WHAT THIS TASK INVOLVES.
Write out each line that follows exactly as it stands, without the pictures.

DATA PROVIDED.
- - - - -

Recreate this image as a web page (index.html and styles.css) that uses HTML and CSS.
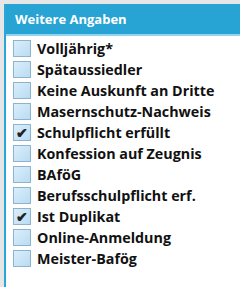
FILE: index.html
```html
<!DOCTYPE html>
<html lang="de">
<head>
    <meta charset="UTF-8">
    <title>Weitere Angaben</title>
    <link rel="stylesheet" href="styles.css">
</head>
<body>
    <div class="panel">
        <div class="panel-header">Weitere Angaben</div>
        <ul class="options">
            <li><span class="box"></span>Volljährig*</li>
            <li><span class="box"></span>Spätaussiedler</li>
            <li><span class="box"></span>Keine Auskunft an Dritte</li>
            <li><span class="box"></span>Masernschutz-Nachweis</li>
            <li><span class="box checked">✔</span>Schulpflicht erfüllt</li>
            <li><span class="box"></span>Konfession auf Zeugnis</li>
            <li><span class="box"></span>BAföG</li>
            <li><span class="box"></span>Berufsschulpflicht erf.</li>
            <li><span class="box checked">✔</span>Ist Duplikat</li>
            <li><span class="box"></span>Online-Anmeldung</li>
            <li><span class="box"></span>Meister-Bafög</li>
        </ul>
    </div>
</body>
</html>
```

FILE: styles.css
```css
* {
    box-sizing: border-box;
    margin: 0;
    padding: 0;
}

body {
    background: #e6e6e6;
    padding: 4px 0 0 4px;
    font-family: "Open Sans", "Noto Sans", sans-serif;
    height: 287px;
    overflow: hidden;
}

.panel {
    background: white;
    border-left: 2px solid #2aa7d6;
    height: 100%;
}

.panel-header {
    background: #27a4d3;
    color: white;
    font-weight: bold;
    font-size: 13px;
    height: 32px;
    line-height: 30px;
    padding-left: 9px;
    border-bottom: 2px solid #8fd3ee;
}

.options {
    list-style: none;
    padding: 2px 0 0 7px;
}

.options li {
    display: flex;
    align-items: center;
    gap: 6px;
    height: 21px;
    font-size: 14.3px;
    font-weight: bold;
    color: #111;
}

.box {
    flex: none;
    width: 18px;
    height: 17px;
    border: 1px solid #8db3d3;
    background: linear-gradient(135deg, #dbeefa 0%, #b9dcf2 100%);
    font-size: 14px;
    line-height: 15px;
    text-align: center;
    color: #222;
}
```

- - - - -

THE OUTPUT.
Recreate this image as a web page (index.html and styles.css) that uses HTML and CSS.
FILE: index.html
```html
<!DOCTYPE html>
<html lang="de">
<head>
    <meta charset="UTF-8">
    <title>Weitere Angaben</title>
    <link rel="stylesheet" href="styles.css">
</head>
<body>
    <div class="panel">
        <div class="panel-header">Weitere Angaben</div>
        <ul class="options">
            <li><span class="box"></span>Volljährig*</li>
            <li><span class="box"></span>Spätaussiedler</li>
            <li><span class="box"></span>Keine Auskunft an Dritte</li>
            <li><span class="box"></span>Masernschutz-Nachweis</li>
            <li><span class="box checked">✔</span>Schulpflicht erfüllt</li>
            <li><span class="box"></span>Konfession auf Zeugnis</li>
            <li><span class="box"></span>BAföG</li>
            <li><span class="box"></span>Berufsschulpflicht erf.</li>
            <li><span class="box checked">✔</span>Ist Duplikat</li>
            <li><span class="box"></span>Online-Anmeldung</li>
            <li><span class="box"></span>Meister-Bafög</li>
        </ul>
    </div>
</body>
</html>
```

FILE: styles.css
```css
* {
    box-sizing: border-box;
    margin: 0;
    padding: 0;
}

body {
    background: #e6e6e6;
    padding: 4px 0 0 4px;
    font-family: "Open Sans", "Noto Sans", sans-serif;
    height: 287px;
    overflow: hidden;
}

.panel {
    background: white;
    border-left: 2px solid #2aa7d6;
    height: 100%;
}

.panel-header {
    background: #27a4d3;
    color: white;
    font-weight: bold;
    font-size: 13px;
    height: 32px;
    line-height: 30px;
    padding-left: 9px;
    border-bottom: 2px solid #8fd3ee;
}

.options {
    list-style: none;
    padding: 2px 0 0 7px;
}

.options li {
    display: flex;
    align-items: center;
    gap: 6px;
    height: 21px;
    font-size: 14.3px;
    font-weight: bold;
    color: #111;
}

.box {
    flex: none;
    width: 18px;
    height: 17px;
    border: 1px solid #8db3d3;
    background: linear-gradient(135deg, #dbeefa 0%, #b9dcf2 100%);
    font-size: 14px;
    line-height: 15px;
    text-align: center;
    color: #222;
}
```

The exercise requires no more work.